#### What is required
Search the listing below for the string "this" and show each line that contains it.
>> Start
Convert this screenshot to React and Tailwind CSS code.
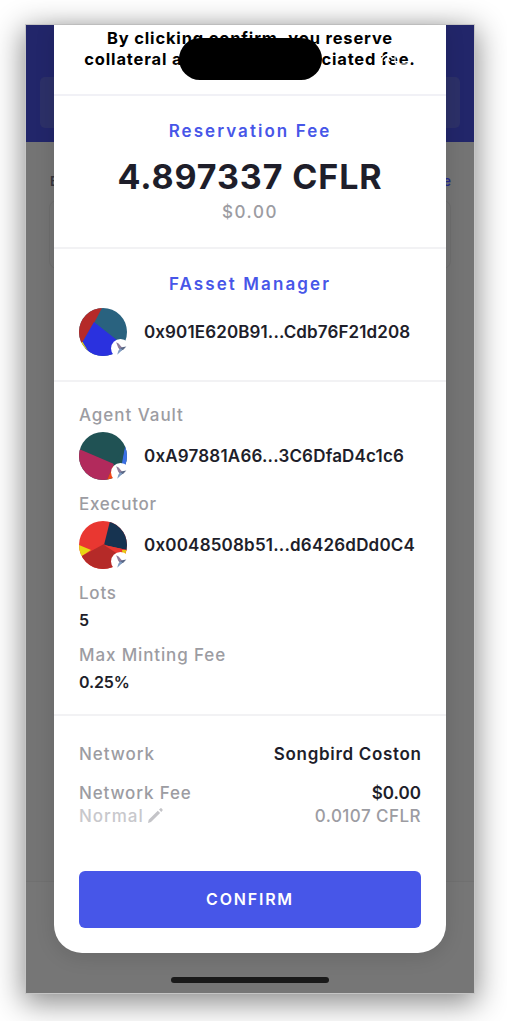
import React from "react";

function Bird() {
  return (
    <span className="absolute left-[32px] top-[31px] flex h-[19px] w-[19px] items-center justify-center rounded-full bg-white">
      <svg width="13" height="13" viewBox="0 0 12 12">
        <path d="M2 .2 4.2 1.4 7.4 5 6.6 7.6 4 5.6Z" fill="#8f7c9c" />
        <path d="M11.4 4.2 9 6.6 6.6 8 4.6 6.4 7.4 4.8Z" fill="#5a6886" />
        <path d="M6 5.8 7.8 7.2 3 11.8 4 8Z" fill="#7f9cc2" />
      </svg>
    </span>
  );
}

function Avatar({ id, children }) {
  return (
    <div className="relative h-12 w-12 shrink-0">
      <svg width="48" height="48" viewBox="0 0 48 48">
        <clipPath id={id}><circle cx="24" cy="24" r="24" /></clipPath>
        <g clipPath={`url(#${id})`}>{children}</g>
      </svg>
      <Bird />
    </div>
  );
}

const address = "ml-[17px] whitespace-nowrap text-[17px] font-semibold leading-5 text-[#1e1e2a]";
const label = "text-[17px] font-medium leading-5 text-[#9c9ca2]";
const heading = "text-center text-[17px] font-semibold leading-5 text-[#4756e8]";

export default function App() {
  return (
    <div className="h-[1021px] w-[507px] overflow-hidden bg-white px-[26px] pt-[25px] font-['Inter',sans-serif]">
      <div className="relative h-[968px] w-[448px] bg-[#747474] shadow-[0_0_0_1px_#c5c5c5,0_7px_28px_3px_rgba(0,0,0,0.46)]">
        <div className="absolute inset-0 flex flex-col overflow-hidden">
          <div className="h-[117px] bg-[#22266a] px-[14px] pt-[52px]">
            <div className="h-[51px] rounded-[5px] bg-[#2c3068]" />
          </div>
          <div className="flex justify-between pl-6 pr-[23px] pt-[31px] text-[13px] font-semibold leading-4">
            <span className="text-[#35353c]">Balance</span>
            <span className="text-[#25298c]">Hide</span>
          </div>
          <div className="mx-[23px] mt-[11px] h-[69px] rounded-lg border border-[#6e6e6e]" />
          <div className="mt-auto h-28 border-t border-[#707070] bg-[#767676]" />
        </div>

        <main className="relative mx-7 flex h-[928px] flex-col rounded-b-[28px] bg-white shadow-[0_4px_20px_rgba(0,0,0,0.12)]">
          <header className="h-[71px] border-b-2 border-[#f1f1f6] pt-[3px] text-center text-[16.5px] font-bold leading-[21px] text-black">
            <p className="tracking-[0.83px]">By clicking confirm, you reserve</p>
            <p className="whitespace-nowrap tracking-[0.83px]">collateral and pay the associated fee.</p>
          </header>

          <section className="h-[153px] border-b-2 border-[#f2f2f4] pt-[25px] text-center">
            <h2 className={`${heading} tracking-[2.05px]`}>Reservation Fee</h2>
            <p className="mt-[16px] text-[34px] font-bold leading-10 tracking-[0.9px] text-[#1e1e2a]">4.897337 CFLR</p>
            <p className={`${label} mt-[5px] tracking-[1.6px]`}>$0.00</p>
          </section>

          <section className="h-[133px] border-b-2 border-[#f2f2f4] px-[25px] pt-[25px]">
            <h2 className={`${heading} tracking-[2.1px]`}>FAsset Manager</h2>
            <div className="mt-[14px] flex items-center">
              <Avatar id="manager">
                <path d="M0 0H48V48H0Z" fill="#29627f" />
                <path d="M0 0H23L15 15 3 35 0 37Z" fill="#b52a28" />
                <path d="M15 14 48 40V48H10L3 35Z" fill="#2a31df" />
                <path d="M0 34 3.6 34 12 48H0Z" fill="#e8d713" />
              </Avatar>
              <span className={`${address} tracking-[0.12px]`}>0x901E620B91...Cdb76F21d208</span>
            </div>
          </section>

          <section className="h-[334px] border-b-2 border-[#f2f2f4] px-[25px] pt-[23px]">
            <h3 className={`${label} tracking-[0.95px]`}>Agent Vault</h3>
            <div className="mt-[7px] flex items-center">
              <Avatar id="vault">
                <path d="M0 0H48V48H0Z" fill="#205254" />
                <path d="M0 17 35 32 28 48H0Z" fill="#b22a5c" />
                <path d="M46 14 48 15V48H40Z" fill="#3b70e6" />
                <path d="M46 14 42 33 34 32Z" fill="#205254" />
                <path d="M34 34 44 38 39 48H28Z" fill="#f14618" />
              </Avatar>
              <span className={`${address} tracking-[0.19px]`}>0xA97881A66...3C6DfaD4c1c6</span>
            </div>
            <h3 className={`${label} mt-[14px] tracking-[0.75px]`}>Executor</h3>
            <div className="mt-[7px] flex items-center">
              <Avatar id="executor">
                <path d="M0 0H48V48H0Z" fill="#e93731" />
                <path d="M31 0 25 24 48 29V0Z" fill="#163350" />
                <path d="M0 24 12 29 3 35H0Z" fill="#e8d713" />
                <path d="M3 35 25 23 44 35V48H3Z" fill="#b52a28" />
                <path d="M25 24 48 29V35H42Z" fill="#e93731" />
                <path d="M43 29H48V35H44Z" fill="#e8c813" />
              </Avatar>
              <span className={`${address} tracking-[0.2px]`}>0x0048508b51...d6426dDd0C4</span>
            </div>
            <h3 className={`${label} mt-[14px] tracking-[0.75px]`}>Lots</h3>
            <p className="mt-[7px] text-[16px] font-semibold leading-5 text-[#1e1e2a]">5</p>
            <h3 className={`${label} mt-[15px] tracking-[0.87px]`}>Max Minting Fee</h3>
            <p className="mt-[7px] text-[16px] font-semibold leading-5 tracking-[-0.15px] text-[#1e1e2a]">0.25%</p>
          </section>

          <section className="flex flex-col px-[25px] pt-[28px]">
            <div className="flex justify-between">
              <span className={`${label} tracking-[0.95px]`}>Network</span>
              <span className="-mr-[0.6px] text-[17px] font-semibold leading-5 tracking-[0.68px] text-[#1e1e2a]">Songbird Coston</span>
            </div>
            <div className="mt-[19px] flex justify-between">
              <span className={`${label} tracking-[0.85px]`}>Network Fee</span>
              <span className="text-[17px] font-semibold leading-5 text-[#1e1e2a]">$0.00</span>
            </div>
            <div className="mt-[3px] flex justify-between">
              <span className="flex items-center text-[17px] font-medium leading-5 tracking-[0.95px] text-[#c8c8cc]">
                Normal
                <svg className="-mt-0.5 ml-[3px]" width="17" height="17" viewBox="0 0 17 17" fill="#c4c4c8">
                  <path d="M1 16 1.7 12.8 10.8 3.7 13.1 6 4 15.1ZM12 2.6 13.2 1.4Q14 .8 14.7 1.5L15.4 2.2Q16 3 15.4 3.7L14.2 4.9Z" />
                </svg>
              </span>
              <span className={`${label} tracking-[0.45px]`}>0.0107 CFLR</span>
            </div>
            <button className="mt-[45px] h-[57px] rounded-md bg-[#4756e8] pb-0.5 text-[16px] font-semibold tracking-[1.8px] text-white">CONFIRM</button>
          </section>
        </main>

        <div className="absolute left-[153px] top-[13px] h-[42px] w-[143px] rounded-full bg-black" />
        <svg className="absolute left-[355px] top-[27px]" width="32" height="16" viewBox="0 0 32 16" fill="none" stroke="#fff" strokeWidth="1.6">
          <path d="M1 6Q6 0 11 6M3 9Q6 5 9 9" />
          <rect x="14" y="3" width="15" height="9" rx="2" strokeWidth="1.2" />
        </svg>
        <div className="absolute left-[145px] top-[952px] h-[6px] w-[158px] rounded-full bg-[#1a1a1a]" />
      </div>
    </div>
  );
}
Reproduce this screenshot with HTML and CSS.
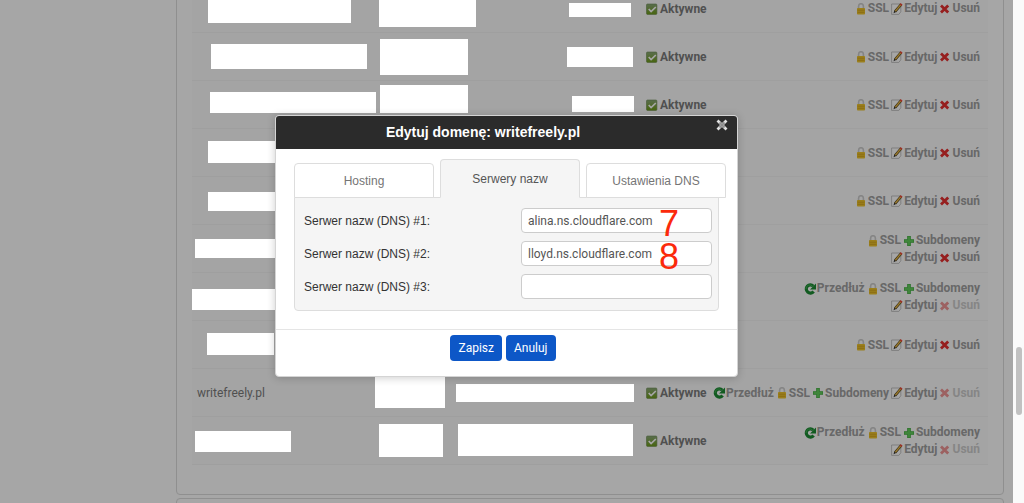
FILE: index.html
```html
<!DOCTYPE html>
<html lang="pl">
<head>
  <meta charset="utf-8">
  <title>Edytuj domenę: writefreely.pl</title>
  <link rel="stylesheet" href="styles.css">
</head>
<body>
  <svg class="sprite" aria-hidden="true">
    <linearGradient id="green" x1="0" y1="0" x2="0" y2="1">
      <stop offset="0" stop-color="#8aa878"/>
      <stop offset="1" stop-color="#6f9d18"/>
    </linearGradient>
    <symbol id="check" viewBox="0 0 12 12">
      <rect x=".5" y="1" width="10.4" height="10.4" rx="1" fill="url(#green)" stroke="#6c8b50" stroke-width=".6"/>
      <path d="M2.7 6l2.4 2.6L9.8 4" fill="none" stroke="#fff" stroke-width="1.7"/>
    </symbol>
    <symbol id="lock" viewBox="0 0 12 12">
      <path d="M3.6 6V3.3a2.4 2.6 0 0 1 4.8 0V6" fill="none" stroke="#cdcdcd" stroke-width="1.6"/>
      <rect x="2" y="5" width="8" height="6.6" rx=".8" fill="#eec42c"/>
      <path d="M2.5 7.2h7M2.5 9.3h7" stroke="#cf9f1c" stroke-width=".8"/>
    </symbol>
    <symbol id="edit" viewBox="0 0 12 12">
      <path d="M.6 1h9.2v7.8l-2 2.6H.6z" fill="#fff" stroke="#b4b4b4" stroke-width=".8"/>
      <path d="M4 8.6l6-7" stroke="#54431f" stroke-width="2.6"/>
      <path d="M4.2 8.4l5.6-6.6" stroke="#edbc45" stroke-width="1.4"/>
      <path d="M2.6 10.2l.6-2.4 1.6 1.3z" fill="#222"/>
      <path d="M9.6 2.1l1-1.2" stroke="#ef4a3a" stroke-width="2.6"/>
    </symbol>
    <symbol id="cross" viewBox="0 0 12 12">
      <path d="M2 2.6l7.2 7M9.2 2.6l-7.2 7" stroke="#e63030" stroke-width="2.8"/>
    </symbol>
    <symbol id="plus" viewBox="0 0 12 12">
      <path d="M6 1v10M1 6h10" stroke="#3fa83f" stroke-width="3.6"/>
      <path d="M6 1.5v9M1.5 6h9" stroke="#62cc5b" stroke-width="2.4"/>
    </symbol>
    <symbol id="renew" viewBox="0 0 12 12">
      <path d="M9.3 3.1A4.1 4.1 0 1 0 9.6 8.5" fill="none" stroke="#1c8c34" stroke-width="3.2"/>
      <path d="M12 .4v6H6z" fill="#1c8c34"/>
      <path d="M8.5 3.1A3.8 3.8 0 0 0 2 6" fill="none" stroke="#4bb65c" stroke-width=".8"/>
    </symbol>
  </svg>

  <main class="page">
    <section class="panel domains">
      <table class="domain-table">
        <colgroup>
          <col>
          <col class="col-status">
          <col class="col-actions">
        </colgroup>
        <tr>
          <td></td>
          <td><span class="status"><svg class="icon"><use href="#check"/></svg>Aktywne</span></td>
          <td>
            <div class="actions"><a href="#"><svg class="icon"><use href="#lock"/></svg>SSL</a><a href="#"><svg class="icon"><use href="#edit"/></svg>Edytuj</a><a href="#"><svg class="icon"><use href="#cross"/></svg>Usuń</a></div>
          </td>
        </tr>
        <tr>
          <td></td>
          <td><span class="status"><svg class="icon"><use href="#check"/></svg>Aktywne</span></td>
          <td>
            <div class="actions"><a href="#"><svg class="icon"><use href="#lock"/></svg>SSL</a><a href="#"><svg class="icon"><use href="#edit"/></svg>Edytuj</a><a href="#"><svg class="icon"><use href="#cross"/></svg>Usuń</a></div>
          </td>
        </tr>
        <tr>
          <td></td>
          <td><span class="status"><svg class="icon"><use href="#check"/></svg>Aktywne</span></td>
          <td>
            <div class="actions"><a href="#"><svg class="icon"><use href="#lock"/></svg>SSL</a><a href="#"><svg class="icon"><use href="#edit"/></svg>Edytuj</a><a href="#"><svg class="icon"><use href="#cross"/></svg>Usuń</a></div>
          </td>
        </tr>
        <tr>
          <td></td>
          <td></td>
          <td>
            <div class="actions"><a href="#"><svg class="icon"><use href="#lock"/></svg>SSL</a><a href="#"><svg class="icon"><use href="#edit"/></svg>Edytuj</a><a href="#"><svg class="icon"><use href="#cross"/></svg>Usuń</a></div>
          </td>
        </tr>
        <tr>
          <td></td>
          <td></td>
          <td>
            <div class="actions"><a href="#"><svg class="icon"><use href="#lock"/></svg>SSL</a><a href="#"><svg class="icon"><use href="#edit"/></svg>Edytuj</a><a href="#"><svg class="icon"><use href="#cross"/></svg>Usuń</a></div>
          </td>
        </tr>
        <tr>
          <td></td>
          <td></td>
          <td>
            <div class="actions"><a href="#"><svg class="icon"><use href="#lock"/></svg>SSL</a><a href="#"><svg class="icon"><use href="#plus"/></svg>Subdomeny</a></div>
            <div class="actions"><a href="#"><svg class="icon"><use href="#edit"/></svg>Edytuj</a><a href="#"><svg class="icon"><use href="#cross"/></svg>Usuń</a></div>
          </td>
        </tr>
        <tr>
          <td></td>
          <td></td>
          <td>
            <div class="actions"><a href="#"><svg class="icon"><use href="#renew"/></svg>Przedłuż</a><a href="#"><svg class="icon"><use href="#lock"/></svg>SSL</a><a href="#"><svg class="icon"><use href="#plus"/></svg>Subdomeny</a></div>
            <div class="actions"><a href="#"><svg class="icon"><use href="#edit"/></svg>Edytuj</a><a href="#" class="disabled"><svg class="icon"><use href="#cross"/></svg>Usuń</a></div>
          </td>
        </tr>
        <tr>
          <td></td>
          <td></td>
          <td>
            <div class="actions"><a href="#"><svg class="icon"><use href="#lock"/></svg>SSL</a><a href="#"><svg class="icon"><use href="#edit"/></svg>Edytuj</a><a href="#"><svg class="icon"><use href="#cross"/></svg>Usuń</a></div>
          </td>
        </tr>
        <tr>
          <td>writefreely.pl</td>
          <td><span class="status"><svg class="icon"><use href="#check"/></svg>Aktywne</span></td>
          <td>
            <div class="actions"><a href="#"><svg class="icon"><use href="#renew"/></svg>Przedłuż</a><a href="#"><svg class="icon"><use href="#lock"/></svg>SSL</a><a href="#"><svg class="icon"><use href="#plus"/></svg>Subdomeny</a><a href="#"><svg class="icon"><use href="#edit"/></svg>Edytuj</a><a href="#" class="disabled"><svg class="icon"><use href="#cross"/></svg>Usuń</a></div>
          </td>
        </tr>
        <tr>
          <td></td>
          <td><span class="status"><svg class="icon"><use href="#check"/></svg>Aktywne</span></td>
          <td>
            <div class="actions"><a href="#"><svg class="icon"><use href="#renew"/></svg>Przedłuż</a><a href="#"><svg class="icon"><use href="#lock"/></svg>SSL</a><a href="#"><svg class="icon"><use href="#plus"/></svg>Subdomeny</a></div>
            <div class="actions"><a href="#"><svg class="icon"><use href="#edit"/></svg>Edytuj</a><a href="#" class="disabled"><svg class="icon"><use href="#cross"/></svg>Usuń</a></div>
          </td>
        </tr>
      </table>
    </section>
    <section class="panel"></section>

    <div class="overlay"></div>

    <!-- white boxes over private data -->
    <svg class="redactions" aria-hidden="true">
      <rect x="208" y="0" width="143" height="23"/>
      <rect x="379" y="0" width="97" height="27"/>
      <rect x="569" y="3" width="62" height="14"/>
      <rect x="211" y="44" width="156" height="25"/>
      <rect x="380" y="39" width="88" height="36"/>
      <rect x="567" y="47" width="66" height="20"/>
      <rect x="210" y="92" width="166" height="21"/>
      <rect x="380" y="85" width="88" height="28"/>
      <rect x="572" y="96" width="62" height="16"/>
      <rect x="208" y="141" width="68" height="22"/>
      <rect x="208" y="192" width="67" height="19"/>
      <rect x="195" y="239" width="80" height="19"/>
      <rect x="192" y="289" width="84" height="21"/>
      <rect x="207" y="333" width="67" height="22"/>
      <rect x="375" y="377" width="70" height="31"/>
      <rect x="456" y="384" width="178" height="18"/>
      <rect x="195" y="431" width="96" height="21"/>
      <rect x="379" y="424" width="64" height="33"/>
      <rect x="458" y="424" width="175" height="32"/>
    </svg>

    <div class="modal-layer">
      <form class="modal" role="dialog" aria-labelledby="modalTitle">
        <div class="modal-header">
          <h1 class="modal-title" id="modalTitle">Edytuj domenę: writefreely.pl</h1>
          <button type="button" class="close-btn" aria-label="Zamknij">
            <svg viewBox="0 0 12 12">
              <path d="M1.5 1.5l9 9M10.5 1.5l-9 9" stroke="#e2e2e2" stroke-width="2.8"/>
              <path d="M3.5 3.5l5 5M8.5 3.5l-5 5" stroke="#8d8d8d" stroke-width="1.8"/>
            </svg>
          </button>
        </div>

        <div class="modal-body">
          <div class="tabs">
            <button type="button" class="tab">Hosting</button>
            <button type="button" class="tab active">Serwery nazw</button>
            <button type="button" class="tab">Ustawienia DNS</button>
          </div>
          <div class="tab-content">
            <div class="form-row">
              <label for="dns1">Serwer nazw (DNS) #1:</label>
              <div class="field">
                <input type="text" id="dns1" value="alina.ns.cloudflare.com">
                <span class="step">7</span>
              </div>
            </div>
            <div class="form-row">
              <label for="dns2">Serwer nazw (DNS) #2:</label>
              <div class="field">
                <input type="text" id="dns2" value="lloyd.ns.cloudflare.com">
                <span class="step">8</span>
              </div>
            </div>
            <div class="form-row">
              <label for="dns3">Serwer nazw (DNS) #3:</label>
              <div class="field">
                <input type="text" id="dns3">
              </div>
            </div>
          </div>
        </div>

        <div class="modal-footer">
          <button type="submit" class="btn">Zapisz</button>
          <button type="button" class="btn">Anuluj</button>
        </div>
      </form>
    </div>
  </main>

  <div class="scrollbar"><div class="scrollbar-thumb"></div></div>
</body>
</html>
```
FILE: styles.css
```css
* {
  box-sizing: border-box;
}

body {
  margin: 0;
  height: 100vh;
  display: flex;
  overflow: hidden;
  background: #fff;
  color: #7c7c7c;
  font-family: Roboto, sans-serif;
  font-size: 12px;
}

.sprite {
  position: absolute;
  width: 0;
  height: 0;
}

.page {
  flex: 1;
  position: relative;
  overflow: hidden;
}

.panel {
  margin: 0 9px 3px 176px;
  padding: 15px;
  height: 60px;
  border: 1px solid #dcdcdc;
  border-radius: 4px;
}

/* the list is scrolled, so its top is out of view */
.domains {
  height: auto;
  margin-top: -32px;
  padding-bottom: 29px;
}

.domain-table {
  width: 100%;
  table-layout: fixed;
  border-collapse: collapse;
  background: #fcfcfc;
}

.col-status {
  width: 65px;
}

.col-actions {
  width: 282px;
}

.domain-table td {
  height: 48px;
  padding: 2px 8px 0 5px;
  border-bottom: 1px solid #f5f5f5;
  white-space: nowrap;
}

.icon {
  width: 12px;
  height: 12px;
  flex: none;
}

.status {
  display: flex;
  align-items: center;
  gap: 2px;
  font-weight: 700;
}

.actions {
  display: flex;
  justify-content: flex-end;
  gap: 2px;
  line-height: 17px;
}

.actions a {
  display: flex;
  align-items: center;
  gap: 1px;
  color: #a0a0a0;
  font-weight: 700;
  text-decoration: none;
}

.actions .disabled {
  opacity: 0.5;
}

.overlay {
  position: absolute;
  inset: 0;
  background: rgba(0, 0, 0, 0.35);
}

.redactions {
  position: absolute;
  top: 0;
  left: 0;
  width: 100%;
  height: 100%;
  fill: #fff;
}

.modal-layer {
  position: absolute;
  inset: 0;
  display: flex;
  align-items: flex-start;
  justify-content: center;
  padding-top: 115px;
}

.modal {
  width: 463px;
  max-width: 100%;
  background: #fff;
  border: 1px solid #d4d4d4;
  border-radius: 4px;
  box-shadow: 0 1px 8px rgba(0, 0, 0, 0.2);
  font-family: "Liberation Sans", Arial, sans-serif;
  overflow: hidden;
}

.modal-header {
  display: flex;
  align-items: flex-start;
  height: 33px;
  background: #2b2b2b;
}

.modal-title {
  flex: 1;
  margin: 0;
  padding-left: 10px;
  color: #fff;
  font-size: 14px;
  line-height: 33px;
  text-align: center;
}

.close-btn {
  width: 57px;
  padding: 3px 9px 0 0;
  border: 0;
  background: none;
  text-align: right;
  cursor: pointer;
}

.close-btn svg {
  width: 12px;
  height: 12px;
}

.modal-body {
  padding: 10px 18px 18px;
}

.tabs {
  display: flex;
  align-items: flex-end;
  gap: 6px;
}

.tab {
  flex: none;
  width: 140px;
  height: 35px;
  padding: 0;
  border: 1px solid #ddd;
  border-radius: 4px 4px 0 0;
  background: #fff;
  color: #757575;
  font-family: inherit;
  font-size: 12px;
}

.tab.active {
  height: 39px;
  border-bottom-color: #f5f5f5;
  background: #f5f5f5;
  color: #555;
  z-index: 1;
}

.tab-content {
  display: grid;
  gap: 8px;
  margin: -1px 0 0;
  padding: 10px 6px 11px 9px;
  border: 1px solid #ddd;
  border-radius: 0 0 4px 4px;
  background: #f5f5f5;
  color: #333;
}

.form-row {
  display: flex;
  justify-content: space-between;
  align-items: center;
}

.field {
  position: relative;
  width: 191px;
}

.field input {
  display: block;
  width: 100%;
  height: 25px;
  padding: 1px 6px 0;
  border: 1px solid #ccc;
  border-radius: 4px;
  background: #fff;
  color: #555;
  font-family: Roboto, sans-serif;
  font-size: 12px;
}

.step {
  position: absolute;
  top: 1px;
  right: 33px;
  color: #fb2a0b;
  font-size: 36px;
  line-height: 30px;
  pointer-events: none;
}

.modal-footer {
  display: flex;
  justify-content: center;
  gap: 4px;
  padding: 5px 7px 15px 0;
  border-top: 1px solid #e5e5e5;
}

.btn {
  height: 26px;
  padding: 0 8px;
  border: 0;
  border-radius: 4px;
  background: #0d57c7;
  color: #fff;
  font-family: Roboto, sans-serif;
  font-size: 12px;
  cursor: pointer;
}

.scrollbar {
  width: 11px;
  padding: 347px 2px 0 3px;
  background: #fafafa;
}

.scrollbar-thumb {
  height: 68px;
  border-radius: 3px;
  background: #c1c1c1;
}
```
>> End
#### Expected output
Convert this screenshot to React and Tailwind CSS code.
Reproduce this screenshot with HTML and CSS.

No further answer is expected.